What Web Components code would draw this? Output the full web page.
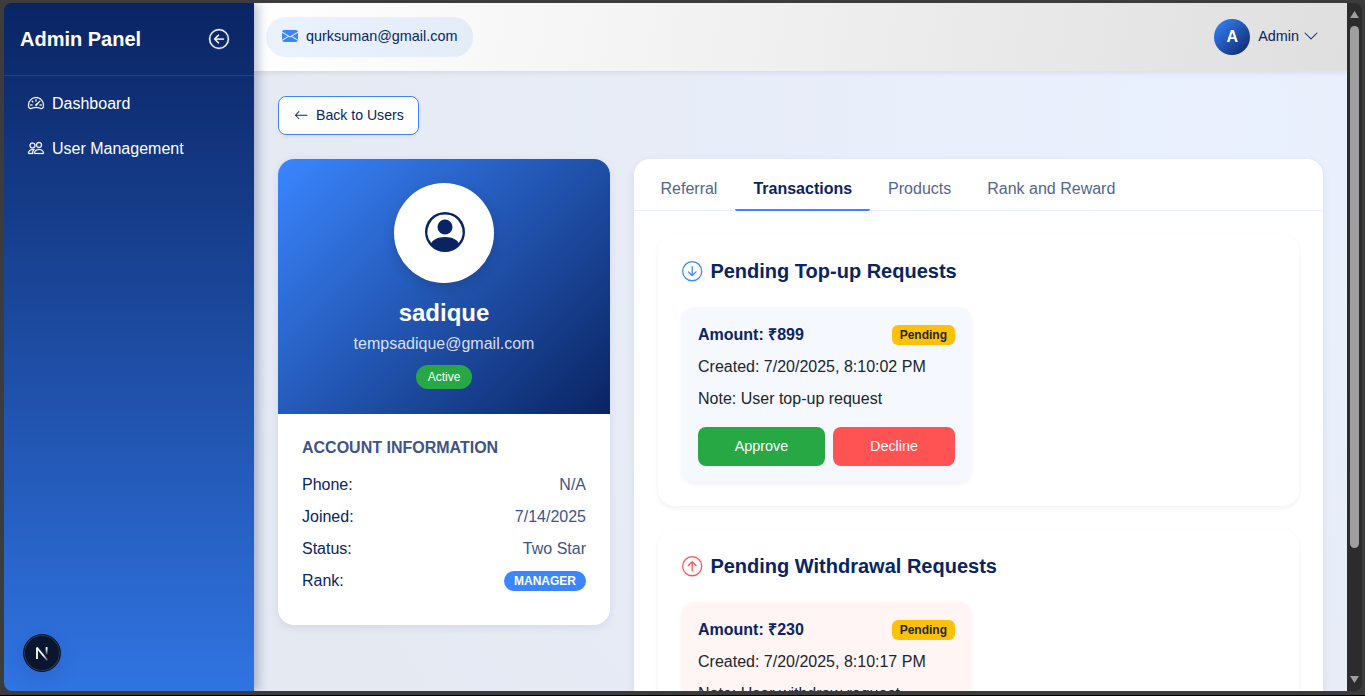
<!DOCTYPE html>
<html lang="en">
<head>
<meta charset="utf-8">
<title>Admin Panel</title>
<style>
html,body{margin:0;height:100%;overflow:hidden;background:#3c3c3c}
body{font:16px/24px "Liberation Sans",Arial,sans-serif;color:#212529}
</style>
</head>
<body>
<admin-app></admin-app>
<script>
const ICONS = {
  back: '<path fill-rule="evenodd" d="M1 8a7 7 0 1 0 14 0A7 7 0 0 0 1 8m15 0A8 8 0 1 1 0 8a8 8 0 0 1 16 0m-4.500-.5a.5.5 0 0 1 0 1H5.707l2.147 2.146a.5.5 0 0 1-.708.708l-3-3a.5.5 0 0 1 0-.708l3-3a.5.5 0 1 1 .708.708L5.707 7.500z" stroke="currentColor" stroke-width=".25"/>',
  gauge: '<path d="M8 4a.5.5 0 0 1 .5.5V6a.5.5 0 0 1-1 0V4.500A.5.5 0 0 1 8 4M3.732 5.732a.5.5 0 0 1 .707 0l.915.914a.5.5 0 1 1-.708.708l-.914-.915a.5.5 0 0 1 0-.707M2 10a.5.5 0 0 1 .5-.5h1.586a.5.5 0 0 1 0 1H2.500A.5.5 0 0 1 2 10m9.500 0a.5.5 0 0 1 .5-.5h1.500a.5.5 0 0 1 0 1H12a.5.5 0 0 1-.5-.5m.754-4.246a.39.39 0 0 0-.527-.02L7.547 9.310a.91.91 0 1 0 1.302 1.258l3.434-4.297a.39.39 0 0 0-.029-.518z" stroke="currentColor" stroke-width=".25"/><path fill-rule="evenodd" d="M0 10a8 8 0 1 1 15.547 2.661c-.442 1.253-1.845 1.602-2.932 1.250C11.309 13.488 9.475 13 8 13c-1.474 0-3.310.488-4.615.911-1.087.352-2.490.003-2.932-1.250A8 8 0 0 1 0 10m8-7a7 7 0 0 0-6.603 9.329c.203.575.923.876 1.680.63C4.397 12.533 6.358 12 8 12s3.604.532 4.923.96c.757.245 1.477-.056 1.680-.631A7 7 0 0 0 8 3" stroke="currentColor" stroke-width=".25"/>',
  people: '<path d="M15 14s1 0 1-1-1-4-5-4-5 3-5 4 1 1 1 1zm-7.978-1L7 12.996c.001-.264.167-1.030.76-1.720C8.312 10.629 9.282 10 11 10c1.717 0 2.687.63 3.240 1.276.593.69.758 1.457.76 1.720l-.008.002-.014.002zM11 7a2 2 0 1 0 0-4 2 2 0 0 0 0 4m3-2a3 3 0 1 1-6 0 3 3 0 0 1 6 0M6.936 9.280a6 6 0 0 0-1.230-.247A7 7 0 0 0 5 9c-4 0-5 3-5 4q0 1 1 1h4.216A2.240 2.240 0 0 1 5 13c0-1.010.377-2.042 1.090-2.904.243-.294.526-.569.846-.816M4.920 10A5.500 5.500 0 0 0 4 13H1c0-.26.164-1.030.76-1.724.545-.636 1.492-1.256 3.160-1.275ZM1.500 5.500a3 3 0 1 1 6 0 3 3 0 0 1-6 0m3-2a2 2 0 1 0 0 4 2 2 0 0 0 0-4" stroke="currentColor" stroke-width=".25"/>',
  mail: '<path d="M.05 3.555A2 2 0 0 1 2 2h12a2 2 0 0 1 1.950 1.555L8 8.414zM0 4.697v7.104l5.803-3.558zM6.761 8.830l-6.570 4.027A2 2 0 0 0 2 14h12a2 2 0 0 0 1.808-1.144l-6.570-4.027L8 9.586zm3.436-.586L16 11.801V4.697z"/>',
  left: '<path fill-rule="evenodd" d="M15 8a.5.5 0 0 0-.5-.5H2.707l3.147-3.146a.5.5 0 1 0-.708-.708l-4 4a.5.5 0 0 0 0 .708l4 4a.5.5 0 0 0 .708-.708L2.707 8.500H14.500A.5.5 0 0 0 15 8"/>',
  chevron: '<path fill-rule="evenodd" d="M1.646 4.646a.5.5 0 0 1 .708 0L8 10.293l5.646-5.647a.5.5 0 0 1 .708.708l-6 6a.5.5 0 0 1-.708 0l-6-6a.5.5 0 0 1 0-.708"/>',
  person: '<path d="M11 6a3 3 0 1 1-6 0 3 3 0 0 1 6 0"/><path fill-rule="evenodd" d="M0 8a8 8 0 1 1 16 0A8 8 0 0 1 0 8m8-7a7 7 0 0 0-5.468 11.370C3.242 11.226 4.805 10 8 10s4.757 1.225 5.468 2.370A7 7 0 0 0 8 1"/>',
  down: '<path fill-rule="evenodd" d="M1 8a7 7 0 1 0 14 0A7 7 0 0 0 1 8m15 0A8 8 0 1 1 0 8a8 8 0 0 1 16 0M8.500 4.500a.5.5 0 0 0-1 0v5.793L5.354 8.146a.5.5 0 1 0-.708.708l3 3a.5.5 0 0 0 .708 0l3-3a.5.5 0 0 0-.708-.708L8.500 10.293z"/>',
  up: '<path fill-rule="evenodd" d="M1 8a7 7 0 1 0 14 0A7 7 0 0 0 1 8m15 0A8 8 0 1 1 0 8a8 8 0 0 1 16 0m-7.500 3.500a.5.5 0 0 1-1 0V5.707L5.354 7.854a.5.5 0 1 1-.708-.708l3-3a.5.5 0 0 1 .708 0l3 3a.5.5 0 0 1-.708.708L8.500 5.707z"/>'
};

function define(name, html) {
  customElements.define(name, class extends HTMLElement {
    constructor() {
      super();
      const t = document.createElement('template');
      t.innerHTML = typeof html === 'function' ? html(this) : html;
      this.attachShadow({ mode: 'open' }).append(t.content.cloneNode(true));
    }
  });
}

define('ui-icon', el => `<style>:host{display:block;flex:none;width:var(--size,16px);height:var(--size,16px)}svg{display:block;width:100%;height:100%;overflow:visible}</style>
<svg viewBox="0 0 16 16" fill="currentColor">${ICONS[el.getAttribute('name')]}</svg>`);

define('nav-item', el => `<style>
:host{display:flex;align-items:center;gap:8px;height:45px;padding-left:24px;color:#fff}ui-icon{margin-bottom:1px}</style>
<ui-icon name="${el.getAttribute('icon')}"></ui-icon><slot></slot>`);

define('side-bar', `<style>
:host{display:flex;flex-direction:column;width:250px;flex:none;box-sizing:border-box;background:linear-gradient(#0a2463,#3074e2);color:#fff;box-shadow:4px 0 10px rgba(10,36,99,.3);z-index:2;position:relative}
header{display:flex;align-items:center;justify-content:space-between;height:72px;padding:0 25px 0 16px;border-bottom:1px solid rgba(255,255,255,.1)}
h1{margin:0;font-size:20px;line-height:24px}
nav{padding-top:5px}
dev-badge{position:absolute;left:19px;bottom:19px}
</style>
<header><h1>Admin Panel</h1><ui-icon name="back" style="--size:20px"></ui-icon></header>
<nav><nav-item icon="gauge">Dashboard</nav-item><nav-item icon="people">User Management</nav-item></nav>
<dev-badge></dev-badge>`);

define('dev-badge', `<style>
:host{display:flex;width:38px;height:38px;border-radius:50%;box-sizing:border-box;align-items:center;justify-content:center;background:#0a162f;border:1px solid #08152f;box-shadow:inset 0 0 0 1px #2c3a54,0 8px 20px rgba(10,36,99,.12)}</style>
<svg width="14" height="16" viewBox="0 0 14 16" fill="none" stroke-width="1.8"><defs><linearGradient id="a" x1="0" y1="0" x2="0" y2="1"><stop offset=".2" stop-color="#fff"/><stop offset="1" stop-color="#fff" stop-opacity="0"/></linearGradient><linearGradient id="b" x1="0" y1="0" x2="1" y2="1"><stop offset=".6" stop-color="#fff"/><stop offset="1" stop-color="#fff" stop-opacity=".3"/></linearGradient></defs><path d="M2 14V2.600" stroke="#fff"/><path d="M1.900 2.600 12.300 15.200" stroke="url(#b)"/><rect x="10.700" y="2" width="1.800" height="8.500" fill="url(#a)"/></svg>`);

define('top-bar', `<style>
:host{display:flex;align-items:center;justify-content:space-between;height:68px;flex:none;box-sizing:border-box;padding:0 28px 0 12px;background:linear-gradient(100deg,#fff,#dfdfdf);box-shadow:0 2px 5px rgba(0,0,0,.08);position:relative;z-index:1;font-size:14.400px;color:#0a2463}
.mail{display:flex;align-items:center;gap:8px;height:40px;padding:0 16px;border-radius:20px;background:linear-gradient(90deg,#e9f2fe,#e4ecf8)}
.mail ui-icon{color:#3a86ff;margin-bottom:2px}
.user{display:flex;align-items:center;gap:8px}
.user ui-icon{margin:0 0 2px -4px}
.av{width:36px;height:36px;border-radius:50%;background:linear-gradient(135deg,#3a86ff,#0a2463);color:#fff;font:bold 16px/36px "Liberation Sans",Arial,sans-serif;text-align:center}
.t{position:relative;top:-1px}
</style>
<div class="mail"><ui-icon name="mail"></ui-icon><span class="t">qurksuman@gmail.com</span></div>
<div class="user"><div class="av">A</div><span class="t">Admin</span><ui-icon name="chevron"></ui-icon></div>`);

define('back-button', `<style>
:host{display:flex;align-items:center;gap:7.600px;width:141px;height:39px;box-sizing:border-box;padding:0 0 1px 15px;white-space:nowrap;border:1px solid #3a86ff;border-radius:8px;background:#fff;color:#0a2463;font-size:14.100px;box-shadow:0 2px 5px rgba(0,0,0,.04)}
ui-icon{margin-top:1px}</style>
<ui-icon name="left" style="--size:14.400px"></ui-icon><slot></slot>`);

define('info-row', `<style>:host{display:flex;justify-content:space-between;align-items:center;height:24px;margin-bottom:8px;color:#0a2463}.v{color:#3e5488}</style>
<span><slot name="label"></slot></span><span class="v"><slot></slot></span>`);

define('profile-card', `<style>
:host{display:block;width:332px;height:466px;flex:none;border-radius:16px;overflow:hidden;background:#fff;box-shadow:0 2px 8px rgba(10,36,99,.09)}
.top{height:255px;box-sizing:border-box;padding-top:24px;display:flex;flex-direction:column;align-items:center;background:linear-gradient(135deg,#3a86ff,#0a2463);color:#fff}
.av{width:100px;height:100px;border-radius:50%;background:#fff;color:#0a2463;display:flex;align-items:center;justify-content:center;box-shadow:0 4px 12px rgba(0,0,0,.15)}
.av ui-icon{margin:0 0 3px 1px}
h2{margin:16px 0 5px;font-size:24px;line-height:28px}
.mail{color:rgba(255,255,255,.84);margin-bottom:9px}
.st{height:24px;padding:0 12px;border-radius:12px;background:#28a745;font-size:12px;line-height:24px}
.body{padding:22px 24px}
h3{margin:0 0 13px;font-size:16px;line-height:24px;color:#3e5488}
.rank{display:block;height:20px;padding:0 10px;border-radius:10px;background:#3a86ff;color:#fff;font:bold 12px/20px "Liberation Sans",Arial,sans-serif}
</style>
<div class="top"><div class="av"><ui-icon name="person" style="--size:40px"></ui-icon></div><h2>sadique</h2><div class="mail">tempsadique@gmail.com</div><div class="st">Active</div></div>
<div class="body"><h3>ACCOUNT INFORMATION</h3>
<info-row><span slot="label">Phone:</span>N/A</info-row>
<info-row><span slot="label">Joined:</span>7/14/2025</info-row>
<info-row><span slot="label">Status:</span>Two Star</info-row>
<info-row><span slot="label">Rank:</span><span class="rank">MANAGER</span></info-row></div>`);

define('tab-item', `<style>
:host{display:block;height:52px;box-sizing:border-box;padding:0 18px;line-height:59px;color:#54658f}
:host([active]){color:#0a2463;font-weight:bold;border-bottom:2px solid #3a86ff;border-radius:2px}</style><slot></slot>`);

define('request-card', el => `<style>
:host{display:block;width:289px;box-sizing:border-box;padding:16px;border-radius:12px;background:var(--tint);box-shadow:0 2px 5px rgba(0,0,0,.06)}
.row{display:flex;justify-content:space-between;align-items:center}
b{color:#0a2463}
.tag{height:20px;padding:0 8px;border-radius:6px;background:#ffc107;color:#212529;font:bold 12px/20px "Liberation Sans",Arial,sans-serif}
.l{margin-top:8px}
.btns{display:grid;grid-template-columns:127px 122px;gap:8px;margin-top:16px}
.btns div{height:39px;border-radius:8px;background:#28a745;color:#fff;text-align:center;font-size:14.400px;line-height:38px}
.btns .no{background:#ff5252}
</style>
<div class="row"><b>Amount: ${el.getAttribute('amount')}</b><span class="tag">Pending</span></div>
<div class="l">Created: ${el.getAttribute('created')}</div><div class="l">Note: <slot></slot></div>
<div class="btns"><div>Approve</div><div class="no">Decline</div></div>`);

define('request-section', el => `<style>
:host{display:block;padding:24px;border-radius:16px;background:#fff;box-shadow:0 2px 5px rgba(0,0,0,.06);margin-bottom:24px}
h2{display:flex;align-items:center;gap:8px;margin:0 0 24px;font-size:20px;line-height:24px;color:#0a2463}
ui-icon{--size:20.400px;color:var(--accent)}</style>
<h2><ui-icon name="${el.getAttribute('icon')}"></ui-icon>${el.getAttribute('heading')}</h2><slot></slot>`);

define('detail-card', `<style>
:host{display:block;width:689px;height:800px;flex:none;border-radius:16px;background:#fff;box-shadow:0 2px 8px rgba(10,36,99,.08)}
.tabs{display:flex;height:51px;padding-left:8.500px;border-bottom:1px solid #e6f0ff}
.body{padding:24px}
</style>
<div class="tabs"><tab-item>Referral</tab-item><tab-item active>Transactions</tab-item><tab-item>Products</tab-item><tab-item>Rank and Reward</tab-item></div>
<div class="body">
<request-section icon="down" heading="Pending Top-up Requests" style="--accent:#3a86ff"><request-card amount="₹899" created="7/20/2025, 8:10:02 PM" style="--tint:#f5f8ff">User top-up request</request-card></request-section>
<request-section icon="up" heading="Pending Withdrawal Requests" style="--accent:#ff5252"><request-card amount="₹230" created="7/20/2025, 8:10:17 PM" style="--tint:#fff5f5">User withdraw request</request-card></request-section>
</div>`);

define('scroll-bar', `<style>
:host{display:flex;flex-direction:column;align-items:center;width:15px;flex:none;background:#2c2c2c;box-sizing:border-box;padding:8px 0}
i{width:9px;height:7px;background:#9f9f9f;clip-path:polygon(50% 0,100% 100%,0 100%)}
.d{clip-path:polygon(0 0,100% 0,50% 100%);margin-top:auto}
b{width:9px;height:522px;margin-top:8px;border-radius:5px;background:#9f9f9f}</style><i></i><b></b><i class="d"></i>`);

define('admin-app', `<style>
:host{display:block;height:696px;box-sizing:border-box;padding:3px 3px 0 4px;border-bottom:1px solid #000}
.win{display:flex;height:688px;border-radius:8px;overflow:hidden;background:#2c2c2c}
.main{flex:1;min-width:0;display:flex;flex-direction:column;overflow:hidden;background:radial-gradient(circle at 950px 120px,#eaf1fe,#e5e9f2 1000px)}
.content{flex:1;min-height:0;padding:25px 24px 0;overflow:hidden}
.cols{display:flex;gap:24px;align-items:flex-start;margin-top:24px}
</style>
<div class="win"><side-bar></side-bar>
<div class="main"><top-bar></top-bar><div class="content"><back-button>Back to Users</back-button>
<div class="cols"><profile-card></profile-card><detail-card></detail-card></div></div></div>
<scroll-bar></scroll-bar></div>`);
</script>
</body>
</html>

Exercise description:
Which lines contain the word "this"? Return each of them.

Solved problem:
What Web Components code would draw this? Output the full web page.
      t.innerHTML = typeof html === 'function' ? html(this) : html;
      this.attachShadow({ mode: 'open' }).append(t.content.cloneNode(true));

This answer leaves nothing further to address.